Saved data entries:
┄┄┄┄┄┄┄┄┄┄

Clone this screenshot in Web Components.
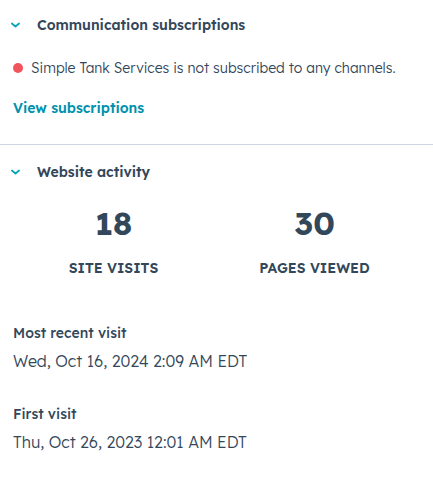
<!DOCTYPE html>
<html lang="en">
<head>
  <meta charset="utf-8">
  <meta name="viewport" content="width=device-width, initial-scale=1">
  <title>Contact record</title>
  <style>
    body {
      margin: 0;
      background: #ffffff;
      color: #33475b;
      font-family: "Lexend Deca", Inter, "Open Sans", sans-serif;
      font-size: 14px;
      line-height: 24px;
    }

    side-panel + side-panel {
      padding-top: 15px;
      border-top: 1px solid #cbd6e2;
    }
  </style>
</head>
<body>
  <main>
    <side-panel heading="Communication subscriptions">
      <status-line>Simple Tank Services is not subscribed to any channels.</status-line>
      <text-link href="#subscriptions">View subscriptions</text-link>
    </side-panel>

    <side-panel heading="Website activity">
      <activity-stats></activity-stats>
      <visit-dates></visit-dates>
    </side-panel>
  </main>

  <script>
    /* Collapsible section with a chevron */
    class SidePanel extends HTMLElement {
      constructor() {
        super();
        this.attachShadow({ mode: "open" });

        this.shadowRoot.innerHTML = `
          <style>
            :host {
              display: block;
              padding: 13px 18px 24px 13px;
            }

            h2 {
              margin: 0;
              font-size: inherit;
            }

            button {
              display: flex;
              align-items: center;
              gap: 16px;
              margin-left: -3px;
              padding: 0;
              border: 0;
              background: none;
              color: inherit;
              font: inherit;
              font-weight: 600;
              cursor: pointer;
            }

            svg {
              width: 11px;
              height: 8px;
            }

            button[aria-expanded="false"] svg {
              transform: rotate(-90deg);
            }
          </style>

          <h2>
            <button type="button" aria-expanded="true" aria-controls="content">
              <svg viewBox="0 0 11 8" aria-hidden="true">
                <path d="M1.9 2.5 L5.5 5.5 L9.1 2.5" fill="none" stroke="#00a4bd" stroke-width="1.7" stroke-linecap="round" stroke-linejoin="round"/>
              </svg>
              <span></span>
            </button>
          </h2>
          <div id="content"><slot></slot></div>
        `;
      }

      connectedCallback() {
        const button = this.shadowRoot.querySelector("button");
        const content = this.shadowRoot.querySelector("#content");

        button.querySelector("span").textContent = this.getAttribute("heading");

        button.addEventListener("click", () => {
          content.hidden = !content.hidden;
          button.setAttribute("aria-expanded", String(!content.hidden));
        });
      }
    }

    class StatusLine extends HTMLElement {
      constructor() {
        super();
        this.attachShadow({ mode: "open" });

        this.shadowRoot.innerHTML = `
          <style>
            :host {
              display: flex;
              align-items: center;
              gap: 8px;
              margin-top: 19px;
              font-weight: 300;
            }

            .dot {
              flex: none;
              width: 10px;
              height: 10px;
              border-radius: 50%;
              background: #f2545b;
            }
          </style>

          <span class="dot"></span>
          <span><slot></slot></span>
        `;
      }
    }

    class TextLink extends HTMLElement {
      constructor() {
        super();
        this.attachShadow({ mode: "open" });

        this.shadowRoot.innerHTML = `
          <style>
            :host {
              display: block;
              margin-top: 16px;
            }

            a {
              color: #0091ae;
              font-weight: 600;
              text-decoration: none;
            }

            a:hover {
              text-decoration: underline;
            }
          </style>

          <a><slot></slot></a>
        `;
      }

      connectedCallback() {
        this.shadowRoot.querySelector("a").href = this.getAttribute("href");
      }
    }

    class ActivityStats extends HTMLElement {
      constructor() {
        super();
        this.attachShadow({ mode: "open" });

        const stats = [
          { label: "SITE VISITS", value: 18 },
          { label: "PAGES VIEWED", value: 30 }
        ];

        this.shadowRoot.innerHTML = `
          <style>
            :host {
              display: block;
              margin-top: 19px;
            }

            dl {
              display: grid;
              grid-template-columns: 1fr 1fr;
              margin: 0;
              text-align: center;
            }

            .stat {
              display: flex;
              flex-direction: column-reverse;
              gap: 13px;
            }

            dt {
              font-weight: 600;
            }

            dd {
              margin: 0;
              font-size: 32px;
              font-weight: 700;
              line-height: 40px;
            }
          </style>

          <dl>
            ${stats.map((s) => `<div class="stat"><dt>${s.label}</dt><dd>${s.value}</dd></div>`).join("")}
          </dl>
        `;
      }
    }

    class VisitDates extends HTMLElement {
      constructor() {
        super();
        this.attachShadow({ mode: "open" });

        const visits = [
          { label: "Most recent visit", date: "Wed, Oct 16, 2024 2:09 AM EDT" },
          { label: "First visit", date: "Thu, Oct 26, 2023 12:01 AM EDT" }
        ];

        this.shadowRoot.innerHTML = `
          <style>
            :host {
              display: block;
              margin-top: 41px;
            }

            dl {
              display: grid;
              gap: 29px;
              margin: 0;
            }

            dt {
              font-weight: 500;
            }

            dd {
              margin: 4px 0 0;
              font-size: 16px;
              font-weight: 300;
            }
          </style>

          <dl>
            ${visits.map((v) => `<div><dt>${v.label}</dt><dd>${v.date}</dd></div>`).join("")}
          </dl>
        `;
      }
    }

    customElements.define("side-panel", SidePanel);
    customElements.define("status-line", StatusLine);
    customElements.define("text-link", TextLink);
    customElements.define("activity-stats", ActivityStats);
    customElements.define("visit-dates", VisitDates);
  </script>
</body>
</html>
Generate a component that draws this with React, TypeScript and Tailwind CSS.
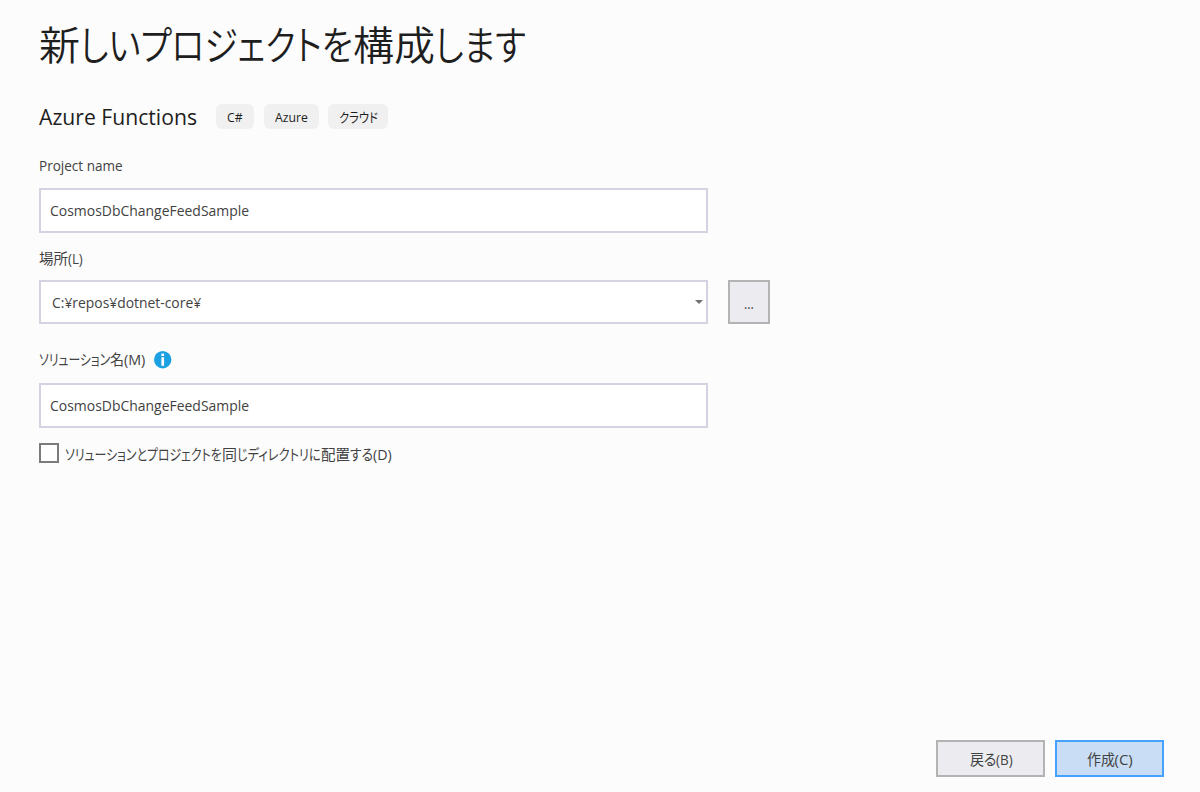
import { useLayoutEffect, useRef, useState } from 'react'

interface FitProps {
  text: string
  width: number
}

// One run of text, condensed or widened to take up exactly `width` pixels
function Fit({ text, width }: FitProps) {
  const ref = useRef<HTMLSpanElement>(null)
  const [scale, setScale] = useState(1)

  useLayoutEffect(() => {
    if (ref.current) setScale(width / ref.current.offsetWidth)
  }, [text, width])

  return (
    <span className="inline-block whitespace-nowrap" style={{ width }}>
      <span ref={ref} className="inline-block origin-left" style={{ transform: `scaleX(${scale})` }}>{text}</span>
    </span>
  )
}

function InfoIcon() {
  return (
    <svg viewBox="0 0 18 18" className="w-[18px] h-[18px]">
      <circle cx="8.7" cy="8.7" r="8.7" fill="#1ba1e2" />
      <rect x="7.4" y="2.6" width="2.7" height="2.4" fill="#fff" />
      <rect x="7.4" y="6.2" width="2.7" height="8.6" fill="#fff" />
    </svg>
  )
}

const tags = [
  { text: 'C#', width: 16, box: 'w-[38px]' },
  { text: 'Azure', width: 33, box: 'w-[55px]' },
  { text: 'クラウド', width: 39, box: 'w-[60px]' },
]

export default function App() {
  const [projectName] = useState('CosmosDbChangeFeedSample')
  const [location] = useState('C:¥repos¥dotnet-core¥')
  const [sameDir, setSameDir] = useState(false)

  return (
    <div className="flex flex-col w-[1200px] h-[792px] bg-[#fcfcfc] pl-[39px] pr-9 pb-[15px] text-[15px] leading-[18px] text-[#424242] font-['Open_Sans','Noto_Sans_CJK_JP',sans-serif] [font-feature-settings:'palt'] overflow-hidden">
      <h1 className="flex mt-[15px] h-[60px] text-[40px] leading-[60px] font-[350] text-[#1e1e1e]">
        <Fit text="新" width={41} />
        <Fit text="しいプロジェクトを" width={273} />
        <Fit text="構成" width={82} />
        <Fit text="します" width={91} />
      </h1>

      <div className="flex items-start mt-[29px] h-[26px]">
        <h2 className="mr-[19px] text-[22.5px] leading-[26px] text-[#1e1e1e]">
          <Fit text="Azure Functions" width={158} />
        </h2>
        <div className="flex gap-[9.5px]">
          {tags.map((t) => (
            <span key={t.text} className={`flex items-center justify-center h-[25px] rounded-md bg-[#f0f0f0] text-[13px] text-[#1e1e1e] ${t.box}`}>
              <Fit text={t.text} width={t.width} />
            </span>
          ))}
        </div>
      </div>

      <label className="mt-[26px] h-5">
        <Fit text="Project name" width={84} />
      </label>
      <div className="flex items-center mt-3 w-[669px] h-[45px] border-2 border-[#d3d3e1] bg-white pl-[9px] pb-0.5">
        <Fit text={projectName} width={199} />
      </div>

      <label className="flex mt-4 h-5">
        <Fit text="場所" width={29} />
        <Fit text="(L)" width={15} />
      </label>
      <div className="flex mt-[11px] gap-5">
        <div className="flex items-center justify-between w-[669px] h-[44px] border-2 border-[#d3d3e1] bg-white pl-[11px] pr-[3px]">
          <Fit text={location} width={149} />
          <svg viewBox="0 0 8 4" className="w-2 h-1">
            <path d="M0 0h8L4 4z" fill="#717171" />
          </svg>
        </div>
        <button className="w-[42px] h-[44px] border-2 border-[#b3b3b3] bg-[#ececf0] pt-0.5">
          <Fit text="..." width={10} />
        </button>
      </div>

      <div className="flex items-start mt-[26px] h-5">
        <Fit text="ソリューション" width={71} />
        <Fit text="名" width={14} />
        <Fit text="(M)" width={21} />
        <span className="mt-px ml-[9px]"><InfoIcon /></span>
      </div>
      <div className="flex items-center mt-[13px] w-[669px] h-[45px] border-2 border-[#d3d3e1] bg-white pl-[9px] pb-0.5">
        <Fit text={projectName} width={199} />
      </div>

      <div className="flex items-start mt-[15px]">
        <button
          role="checkbox"
          aria-checked={sameDir}
          onClick={() => setSameDir(!sameDir)}
          className="w-5 h-5 border-2 border-[#7b7b7b] bg-[#fefefe]"
        />
        <span className="flex mt-0.5 ml-[6px]">
          <Fit text="ソリューションとプロジェクトを" width={157} />
          <Fit text="同" width={15} />
          <Fit text="じディレクトリに" width={84} />
          <Fit text="配置" width={29} />
          <Fit text="する" width={23} />
          <Fit text="(D)" width={19} />
        </span>
      </div>

      <div className="flex justify-end gap-[10px] mt-auto">
        <button className="flex items-center justify-center w-[109px] h-[37px] border-2 border-[#b3b3b3] bg-[#ececf0] pl-px">
          <Fit text="戻" width={14} />
          <Fit text="る" width={12} />
          <Fit text="(B)" width={17} />
        </button>
        <button className="flex items-center justify-center w-[109px] h-[37px] border-2 border-[#45a2ff] bg-[#c9def5]">
          <Fit text="作成" width={28} />
          <Fit text="(C)" width={18} />
        </button>
      </div>
    </div>
  )
}
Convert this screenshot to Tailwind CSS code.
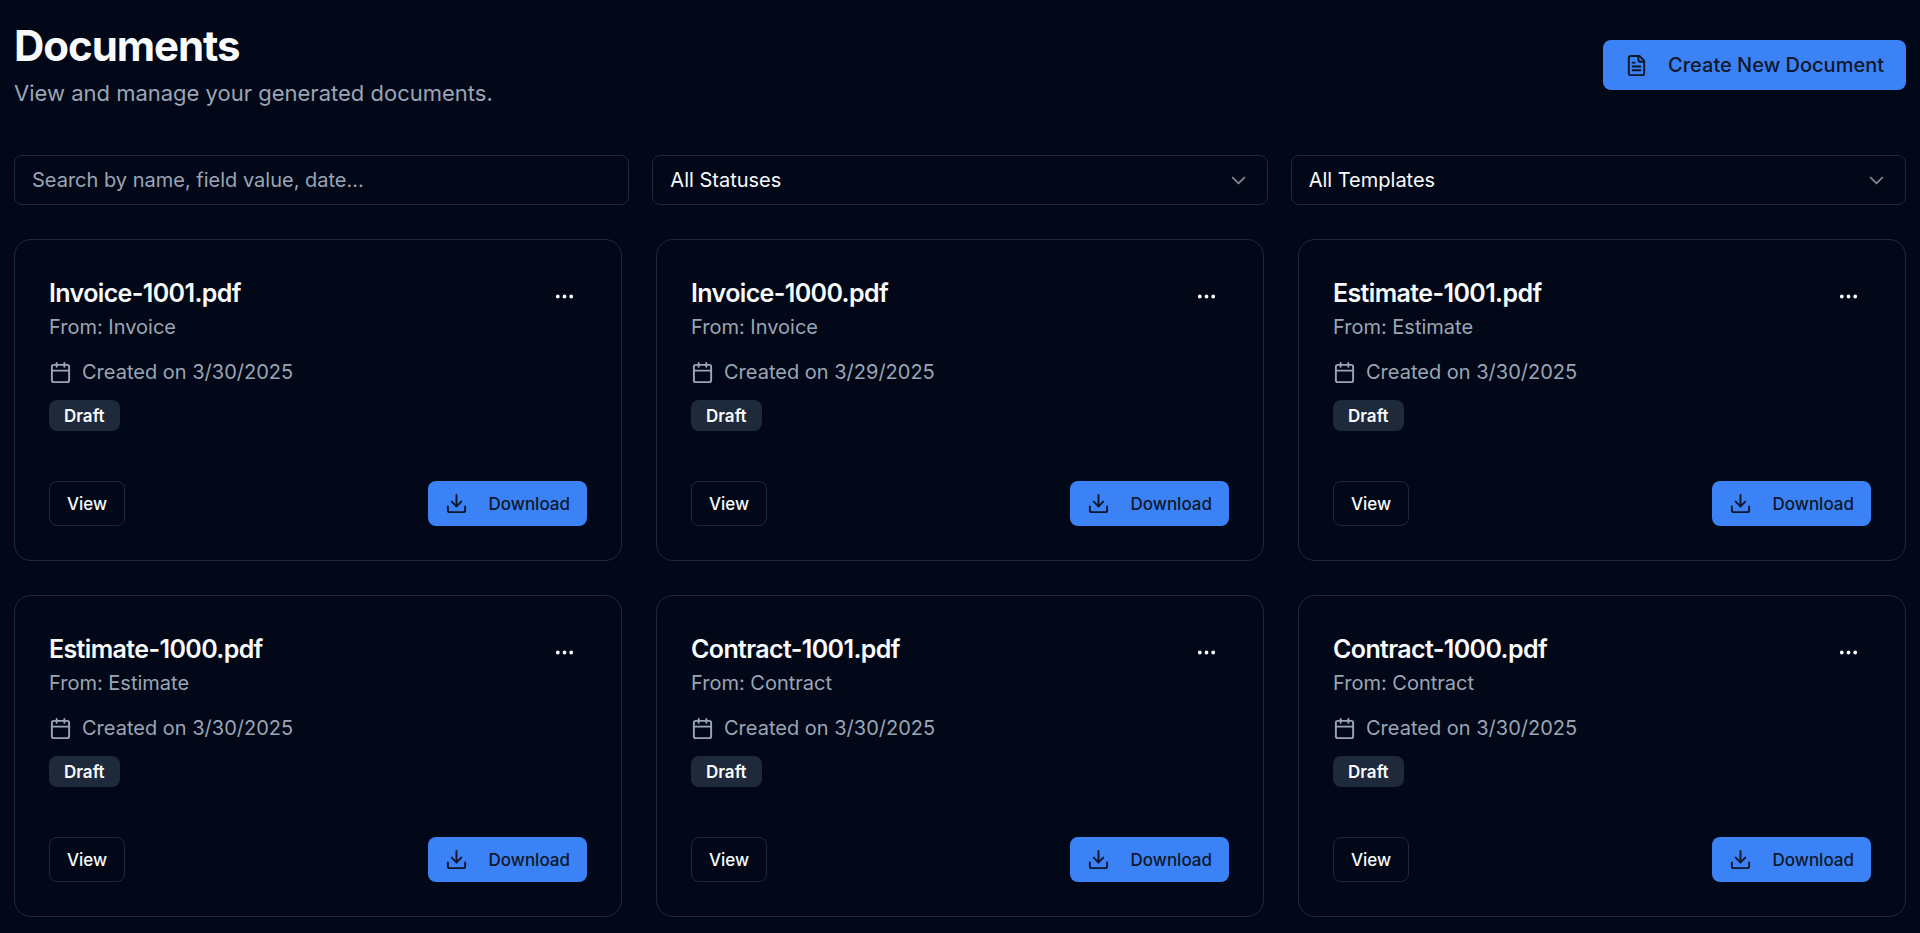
<!DOCTYPE html>
<html lang="en">
  <head>
    <meta charset="utf-8" />
    <meta name="viewport" content="width=device-width, initial-scale=1.0" />
    <title>Documents</title>
    <script src="https://cdn.jsdelivr.net/npm/@tailwindcss/browser@4"></script>
  </head>

  <body
    class="min-h-screen bg-[#020817] px-3.5 pt-5 pb-3.5 font-['Inter',sans-serif] text-[20px] leading-7 text-[#f8fafc]"
  >
    <header class="flex items-center justify-between">
      <div>
        <h1 class="text-[42px] leading-[52px] font-bold tracking-tight">
          Documents
        </h1>
        <p class="mt-1 text-[22px] leading-[34px] text-[#9aa5b5]">
          View and manage your generated documents.
        </p>
      </div>
      <button
        class="flex h-[50px] items-center gap-5 rounded-lg bg-[#3b82f6] px-[22px] font-medium text-[#0f172a]"
      >
        <svg class="size-[23px]" viewBox="0 0 24 24" fill="none" stroke="currentColor" stroke-width="2" stroke-linecap="round" stroke-linejoin="round">
          <path d="M15 2H6a2 2 0 0 0-2 2v16a2 2 0 0 0 2 2h12a2 2 0 0 0 2-2V7Z" />
          <path d="M14 2v4a2 2 0 0 0 2 2h4" />
          <path d="M10 9H8M16 13H8M16 17H8" />
        </svg>
        Create New Document
      </button>
    </header>

    <div class="mt-[45px] grid grid-cols-3 gap-[23px]">
      <input
        type="text"
        aria-label="Search documents"
        placeholder="Search by name, field value, date..."
        class="h-[50px] w-full rounded-lg border border-[#1e293b] bg-transparent px-[17px] placeholder:text-[#9aa5b5]"
      />
      <div class="relative">
        <select
          aria-label="Status"
          class="h-[50px] w-full appearance-none rounded-lg border border-[#1e293b] bg-transparent px-[17px]"
        >
          <option>All Statuses</option>
        </select>
        <svg class="pointer-events-none absolute top-3.5 right-[18px] size-[23px] opacity-50" viewBox="0 0 24 24" fill="none" stroke="currentColor" stroke-width="2" stroke-linecap="round" stroke-linejoin="round">
          <path d="m6 9 6 6 6-6" />
        </svg>
      </div>
      <div class="relative">
        <select
          aria-label="Template"
          class="h-[50px] w-full appearance-none rounded-lg border border-[#1e293b] bg-transparent px-[17px]"
        >
          <option>All Templates</option>
        </select>
        <svg class="pointer-events-none absolute top-3.5 right-[18px] size-[23px] opacity-50" viewBox="0 0 24 24" fill="none" stroke="currentColor" stroke-width="2" stroke-linecap="round" stroke-linejoin="round">
          <path d="m6 9 6 6 6-6" />
        </svg>
      </div>
    </div>

    <main id="documents" class="mt-[34px] grid grid-cols-3 gap-[34px]"></main>

    <template id="card">
      <article class="rounded-[17px] border border-[#1e293b] p-[34px]">
        <div class="flex items-start justify-between">
          <div>
            <h2
              class="text-[25px] leading-[39px] font-semibold tracking-tight"
              data-field="name"
            ></h2>
            <p class="text-[#9aa5b5]">From: <span data-field="template"></span></p>
          </div>
          <button
            aria-label="More actions"
            class="flex size-[45px] items-center justify-center rounded-lg"
          >
            <svg class="size-[23px]" viewBox="0 0 24 24" fill="none" stroke="currentColor" stroke-width="2" stroke-linecap="round" stroke-linejoin="round">
              <circle cx="12" cy="12" r="1" />
              <circle cx="19" cy="12" r="1" />
              <circle cx="5" cy="12" r="1" />
            </svg>
          </button>
        </div>
        <div class="mt-[17px] flex items-center gap-2.5 text-[#9aa5b5]">
          <svg class="size-[23px]" viewBox="0 0 24 24" fill="none" stroke="currentColor" stroke-width="2" stroke-linecap="round" stroke-linejoin="round">
            <path d="M8 2v4M16 2v4" />
            <rect width="18" height="18" x="3" y="4" rx="2" />
            <path d="M3 10h18" />
          </svg>
          <span>Created on <span data-field="date"></span></span>
        </div>
        <div
          class="mt-3.5 flex h-[31px] w-fit items-center rounded-lg bg-[#1e293b] px-[15px] text-[17px] font-semibold"
        >
          Draft
        </div>
        <div class="mt-[50px] flex items-center justify-between text-[17px] font-medium">
          <button class="h-[45px] rounded-lg border border-[#1e293b] px-[17px]">
            View
          </button>
          <button
            class="flex h-[45px] items-center gap-[21px] rounded-lg bg-[#3b82f6] px-[17px] text-[#0f172a]"
          >
            <svg class="size-[23px]" viewBox="0 0 24 24" fill="none" stroke="currentColor" stroke-width="2" stroke-linecap="round" stroke-linejoin="round">
              <path d="M21 15v4a2 2 0 0 1-2 2H5a2 2 0 0 1-2-2v-4" />
              <path d="m7 10 5 5 5-5" />
              <path d="M12 15V3" />
            </svg>
            Download
          </button>
        </div>
      </article>
    </template>

    <script>
      const documents = [
        { name: 'Invoice-1001.pdf', template: 'Invoice', date: '3/30/2025' },
        { name: 'Invoice-1000.pdf', template: 'Invoice', date: '3/29/2025' },
        { name: 'Estimate-1001.pdf', template: 'Estimate', date: '3/30/2025' },
        { name: 'Estimate-1000.pdf', template: 'Estimate', date: '3/30/2025' },
        { name: 'Contract-1001.pdf', template: 'Contract', date: '3/30/2025' },
        { name: 'Contract-1000.pdf', template: 'Contract', date: '3/30/2025' },
      ];

      const list = document.getElementById('documents');
      const card = document.getElementById('card');

      documents.forEach((doc) => {
        const node = card.content.cloneNode(true);
        node.querySelectorAll('[data-field]').forEach((elem) => {
          elem.textContent = doc[elem.dataset.field];
        });
        list.appendChild(node);
      });
    </script>
  </body>
</html>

┄┄┄┄┄┄┄┄┄┄

Search the records above for the string "with". Copy every line that contains it.

    /* Collapsible section with a chevron */
Generate a component that draws this with React, TypeScript and Tailwind CSS.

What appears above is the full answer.